• What the task requires
Search the data for the string "index" and gather each line it is in.

• Collected data
------------------------------------

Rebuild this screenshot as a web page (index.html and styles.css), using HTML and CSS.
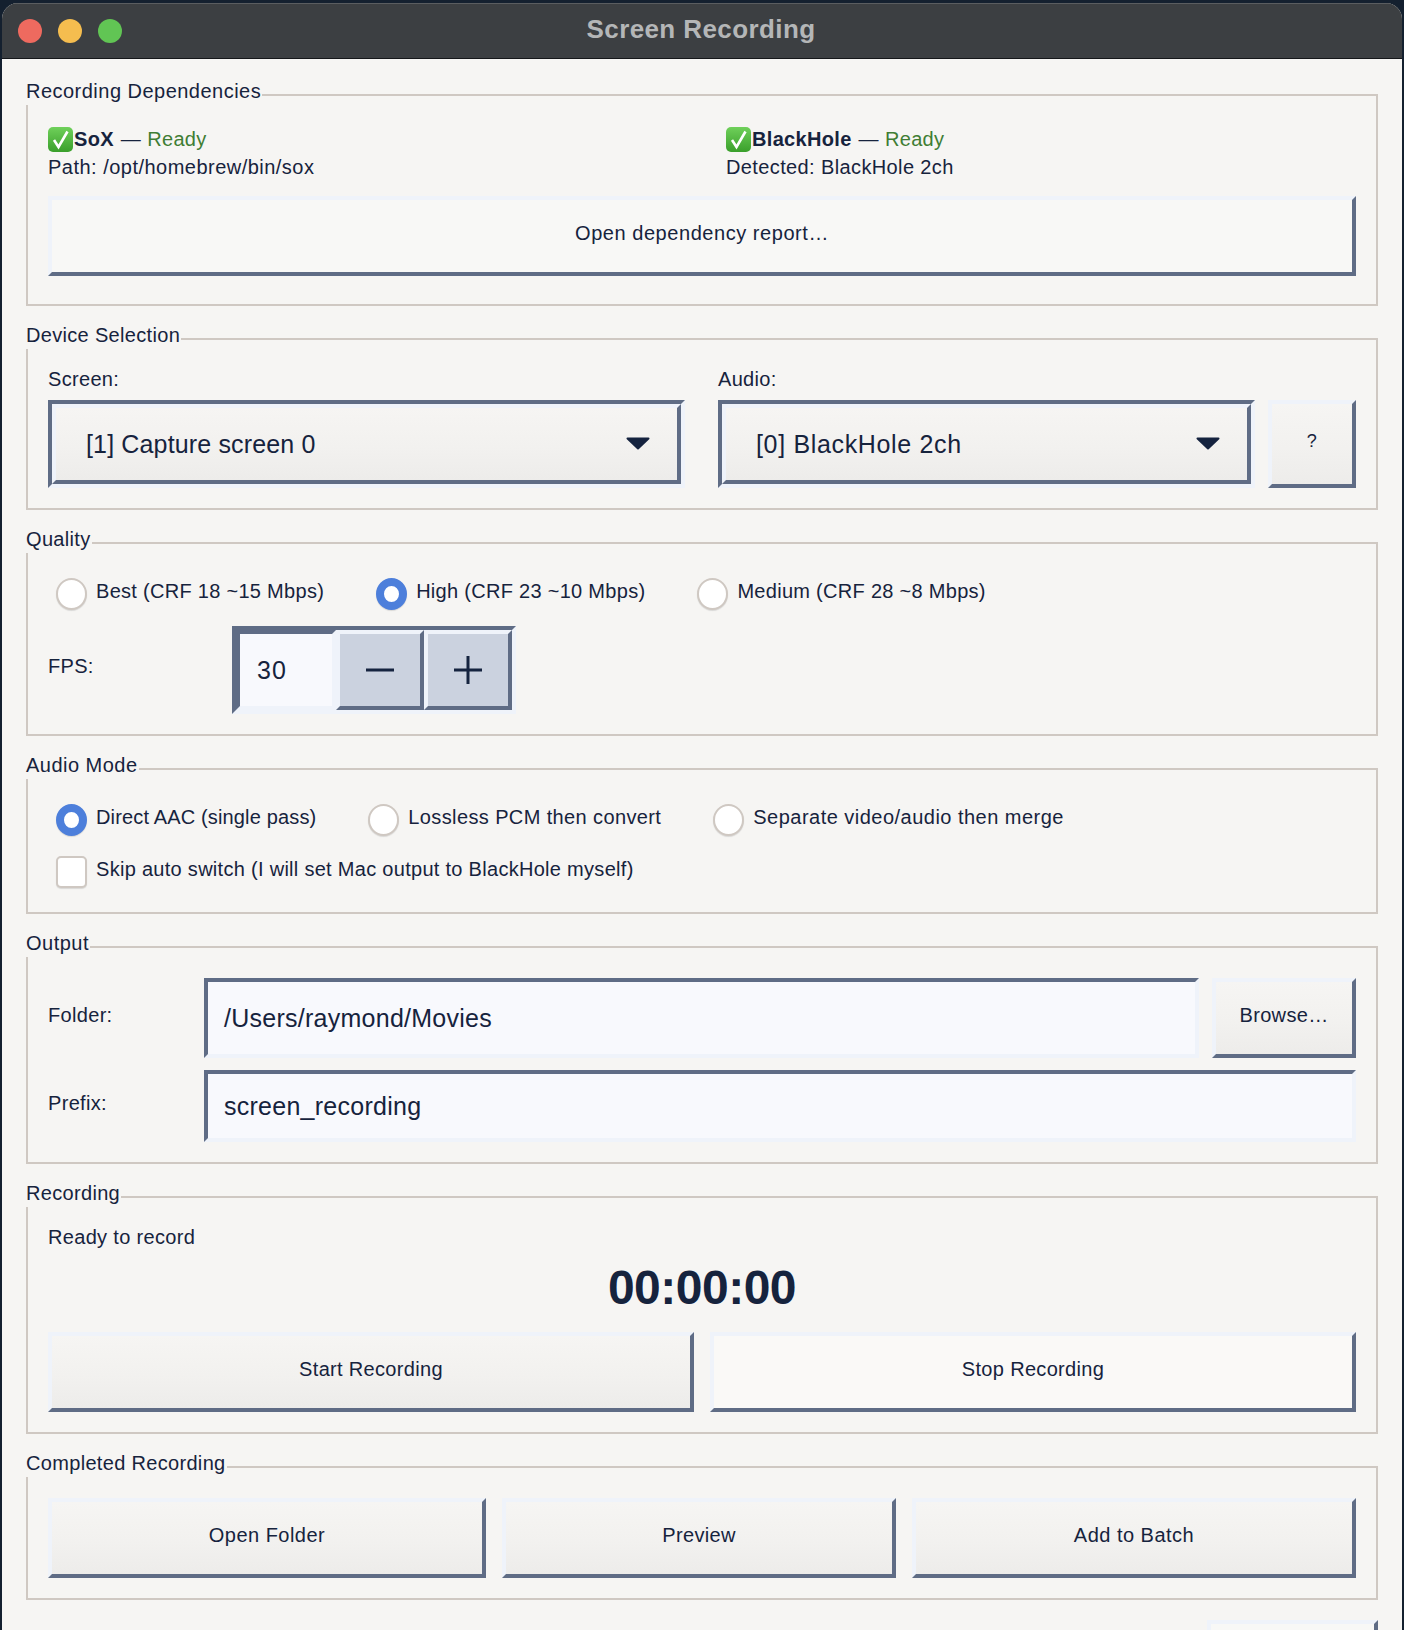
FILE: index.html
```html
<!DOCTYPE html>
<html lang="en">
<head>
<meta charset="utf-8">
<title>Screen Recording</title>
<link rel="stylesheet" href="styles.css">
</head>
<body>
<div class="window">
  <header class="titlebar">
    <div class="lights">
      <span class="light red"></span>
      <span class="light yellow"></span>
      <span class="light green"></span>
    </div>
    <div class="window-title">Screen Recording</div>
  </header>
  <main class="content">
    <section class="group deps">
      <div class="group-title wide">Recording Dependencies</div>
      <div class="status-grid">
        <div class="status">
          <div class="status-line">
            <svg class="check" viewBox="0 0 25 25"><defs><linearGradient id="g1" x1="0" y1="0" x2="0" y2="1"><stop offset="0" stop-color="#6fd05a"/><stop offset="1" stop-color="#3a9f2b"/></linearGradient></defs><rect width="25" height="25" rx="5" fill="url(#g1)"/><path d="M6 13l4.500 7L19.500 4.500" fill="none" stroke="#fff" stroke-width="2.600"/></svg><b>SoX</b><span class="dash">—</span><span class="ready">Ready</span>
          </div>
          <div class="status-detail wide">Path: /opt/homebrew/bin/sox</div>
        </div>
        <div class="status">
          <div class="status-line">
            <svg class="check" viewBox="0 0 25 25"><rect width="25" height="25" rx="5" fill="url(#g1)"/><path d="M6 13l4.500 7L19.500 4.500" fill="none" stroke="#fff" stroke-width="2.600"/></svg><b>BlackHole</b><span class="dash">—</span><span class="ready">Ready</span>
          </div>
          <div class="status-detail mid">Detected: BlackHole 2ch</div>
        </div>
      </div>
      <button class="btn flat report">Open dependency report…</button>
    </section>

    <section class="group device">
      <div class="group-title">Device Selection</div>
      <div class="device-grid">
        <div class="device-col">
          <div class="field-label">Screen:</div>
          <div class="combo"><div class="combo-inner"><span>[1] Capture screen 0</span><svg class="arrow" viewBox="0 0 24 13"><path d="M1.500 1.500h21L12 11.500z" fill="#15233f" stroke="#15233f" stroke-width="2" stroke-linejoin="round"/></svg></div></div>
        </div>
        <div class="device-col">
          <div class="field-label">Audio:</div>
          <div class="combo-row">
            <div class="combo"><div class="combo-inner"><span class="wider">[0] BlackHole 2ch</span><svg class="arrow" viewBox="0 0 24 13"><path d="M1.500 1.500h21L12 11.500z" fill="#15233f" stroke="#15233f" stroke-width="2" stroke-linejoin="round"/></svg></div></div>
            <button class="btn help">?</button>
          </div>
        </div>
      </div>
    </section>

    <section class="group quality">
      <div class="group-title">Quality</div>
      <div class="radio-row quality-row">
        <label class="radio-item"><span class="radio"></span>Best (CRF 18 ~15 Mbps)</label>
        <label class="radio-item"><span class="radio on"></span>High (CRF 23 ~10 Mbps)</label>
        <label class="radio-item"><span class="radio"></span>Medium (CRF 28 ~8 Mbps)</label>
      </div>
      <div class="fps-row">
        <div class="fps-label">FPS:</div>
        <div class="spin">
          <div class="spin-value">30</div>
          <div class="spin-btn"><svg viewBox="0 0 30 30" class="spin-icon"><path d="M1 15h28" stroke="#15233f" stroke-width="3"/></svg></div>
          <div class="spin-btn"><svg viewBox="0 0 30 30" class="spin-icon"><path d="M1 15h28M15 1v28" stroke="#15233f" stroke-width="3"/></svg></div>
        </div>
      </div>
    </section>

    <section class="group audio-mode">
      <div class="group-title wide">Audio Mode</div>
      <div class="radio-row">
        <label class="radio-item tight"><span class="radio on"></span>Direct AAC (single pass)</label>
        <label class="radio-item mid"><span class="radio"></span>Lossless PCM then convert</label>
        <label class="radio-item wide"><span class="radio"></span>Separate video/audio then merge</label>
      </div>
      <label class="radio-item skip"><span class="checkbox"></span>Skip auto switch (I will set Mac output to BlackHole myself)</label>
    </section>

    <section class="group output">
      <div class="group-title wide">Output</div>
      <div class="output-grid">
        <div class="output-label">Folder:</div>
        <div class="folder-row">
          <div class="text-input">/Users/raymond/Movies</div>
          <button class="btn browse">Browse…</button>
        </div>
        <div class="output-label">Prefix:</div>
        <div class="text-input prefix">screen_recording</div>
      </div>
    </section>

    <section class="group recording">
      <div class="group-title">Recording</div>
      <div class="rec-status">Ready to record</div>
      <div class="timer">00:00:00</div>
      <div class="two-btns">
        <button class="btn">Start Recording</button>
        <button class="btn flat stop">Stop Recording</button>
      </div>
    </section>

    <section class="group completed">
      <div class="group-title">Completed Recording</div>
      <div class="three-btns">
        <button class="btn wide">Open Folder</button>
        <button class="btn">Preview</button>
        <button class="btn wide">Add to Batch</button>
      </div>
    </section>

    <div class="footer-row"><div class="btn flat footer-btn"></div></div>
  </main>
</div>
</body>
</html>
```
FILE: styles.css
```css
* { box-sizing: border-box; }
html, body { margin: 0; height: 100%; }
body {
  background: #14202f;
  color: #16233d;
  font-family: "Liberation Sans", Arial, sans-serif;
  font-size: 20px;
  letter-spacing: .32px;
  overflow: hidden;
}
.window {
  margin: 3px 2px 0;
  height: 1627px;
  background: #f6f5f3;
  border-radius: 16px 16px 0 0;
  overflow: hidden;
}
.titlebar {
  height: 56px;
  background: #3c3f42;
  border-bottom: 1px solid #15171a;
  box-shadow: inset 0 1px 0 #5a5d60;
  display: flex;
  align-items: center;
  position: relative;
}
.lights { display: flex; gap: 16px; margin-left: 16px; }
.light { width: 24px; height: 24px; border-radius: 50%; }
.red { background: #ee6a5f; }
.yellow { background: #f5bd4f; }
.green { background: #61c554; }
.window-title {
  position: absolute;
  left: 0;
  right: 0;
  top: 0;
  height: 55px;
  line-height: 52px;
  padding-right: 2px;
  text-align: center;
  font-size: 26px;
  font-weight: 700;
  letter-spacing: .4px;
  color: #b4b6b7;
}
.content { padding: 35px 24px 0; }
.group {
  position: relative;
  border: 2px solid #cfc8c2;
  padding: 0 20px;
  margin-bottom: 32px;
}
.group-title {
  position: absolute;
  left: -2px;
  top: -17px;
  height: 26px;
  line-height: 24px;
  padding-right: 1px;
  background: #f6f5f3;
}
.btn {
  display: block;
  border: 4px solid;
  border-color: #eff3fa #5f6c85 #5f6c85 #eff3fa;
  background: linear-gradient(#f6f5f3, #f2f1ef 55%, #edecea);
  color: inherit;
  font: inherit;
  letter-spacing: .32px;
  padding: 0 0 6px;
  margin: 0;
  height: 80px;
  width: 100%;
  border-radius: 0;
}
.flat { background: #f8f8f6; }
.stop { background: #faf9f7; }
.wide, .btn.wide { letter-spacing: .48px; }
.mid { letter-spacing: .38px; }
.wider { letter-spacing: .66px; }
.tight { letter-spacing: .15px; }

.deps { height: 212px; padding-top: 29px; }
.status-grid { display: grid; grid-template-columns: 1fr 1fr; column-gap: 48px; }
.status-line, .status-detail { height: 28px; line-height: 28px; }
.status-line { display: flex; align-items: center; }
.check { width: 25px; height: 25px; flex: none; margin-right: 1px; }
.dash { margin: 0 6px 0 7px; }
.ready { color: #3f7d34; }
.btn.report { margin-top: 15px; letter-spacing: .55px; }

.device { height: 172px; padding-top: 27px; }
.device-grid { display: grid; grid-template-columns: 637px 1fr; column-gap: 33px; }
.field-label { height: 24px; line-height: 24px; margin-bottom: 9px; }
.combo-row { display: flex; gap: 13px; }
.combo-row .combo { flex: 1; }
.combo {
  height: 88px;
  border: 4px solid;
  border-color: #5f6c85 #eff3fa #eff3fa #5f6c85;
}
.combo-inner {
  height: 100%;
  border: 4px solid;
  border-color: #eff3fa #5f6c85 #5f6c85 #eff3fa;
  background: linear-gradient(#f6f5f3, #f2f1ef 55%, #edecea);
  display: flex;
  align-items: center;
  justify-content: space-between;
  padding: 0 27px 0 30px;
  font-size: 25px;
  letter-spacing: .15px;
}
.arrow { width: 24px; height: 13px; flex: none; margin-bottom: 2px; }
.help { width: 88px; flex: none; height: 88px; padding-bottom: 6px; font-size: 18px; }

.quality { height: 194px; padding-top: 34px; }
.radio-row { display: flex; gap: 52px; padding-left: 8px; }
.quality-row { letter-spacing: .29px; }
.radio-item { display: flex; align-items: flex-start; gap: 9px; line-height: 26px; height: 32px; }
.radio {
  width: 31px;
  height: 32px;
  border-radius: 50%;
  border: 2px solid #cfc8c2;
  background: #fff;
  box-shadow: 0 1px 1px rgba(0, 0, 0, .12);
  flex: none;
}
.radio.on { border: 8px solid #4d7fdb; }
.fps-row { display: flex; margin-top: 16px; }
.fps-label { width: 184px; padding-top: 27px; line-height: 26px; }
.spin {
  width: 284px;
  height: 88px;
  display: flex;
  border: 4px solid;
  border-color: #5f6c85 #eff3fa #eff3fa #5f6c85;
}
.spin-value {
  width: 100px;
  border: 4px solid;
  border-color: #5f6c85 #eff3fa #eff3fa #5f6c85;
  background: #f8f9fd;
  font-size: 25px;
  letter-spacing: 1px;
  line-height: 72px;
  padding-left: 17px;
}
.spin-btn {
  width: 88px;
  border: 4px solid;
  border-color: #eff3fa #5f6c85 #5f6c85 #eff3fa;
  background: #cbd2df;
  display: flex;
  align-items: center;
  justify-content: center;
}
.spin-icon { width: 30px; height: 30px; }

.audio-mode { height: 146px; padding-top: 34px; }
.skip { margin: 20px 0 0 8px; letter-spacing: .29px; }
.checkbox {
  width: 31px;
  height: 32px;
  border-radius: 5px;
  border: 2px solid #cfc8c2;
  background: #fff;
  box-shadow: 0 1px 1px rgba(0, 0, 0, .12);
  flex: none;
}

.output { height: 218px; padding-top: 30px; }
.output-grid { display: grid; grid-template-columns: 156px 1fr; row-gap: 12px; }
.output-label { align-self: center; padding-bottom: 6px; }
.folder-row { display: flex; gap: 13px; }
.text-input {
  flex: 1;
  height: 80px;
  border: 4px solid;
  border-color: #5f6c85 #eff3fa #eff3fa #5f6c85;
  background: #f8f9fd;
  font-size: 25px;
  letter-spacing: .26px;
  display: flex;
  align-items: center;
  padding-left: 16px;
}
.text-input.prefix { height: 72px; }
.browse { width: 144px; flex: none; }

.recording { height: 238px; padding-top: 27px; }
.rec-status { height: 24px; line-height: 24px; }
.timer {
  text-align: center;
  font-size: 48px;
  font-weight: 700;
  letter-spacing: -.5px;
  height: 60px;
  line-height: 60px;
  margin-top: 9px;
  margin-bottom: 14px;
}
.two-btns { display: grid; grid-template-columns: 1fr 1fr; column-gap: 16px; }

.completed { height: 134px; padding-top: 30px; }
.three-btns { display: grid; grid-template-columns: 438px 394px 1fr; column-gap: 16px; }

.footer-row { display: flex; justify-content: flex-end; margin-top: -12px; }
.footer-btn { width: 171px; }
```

------------------------------------

• Answer to the problem
Rebuild this screenshot as a web page (index.html and styles.css), using HTML and CSS.
FILE: index.html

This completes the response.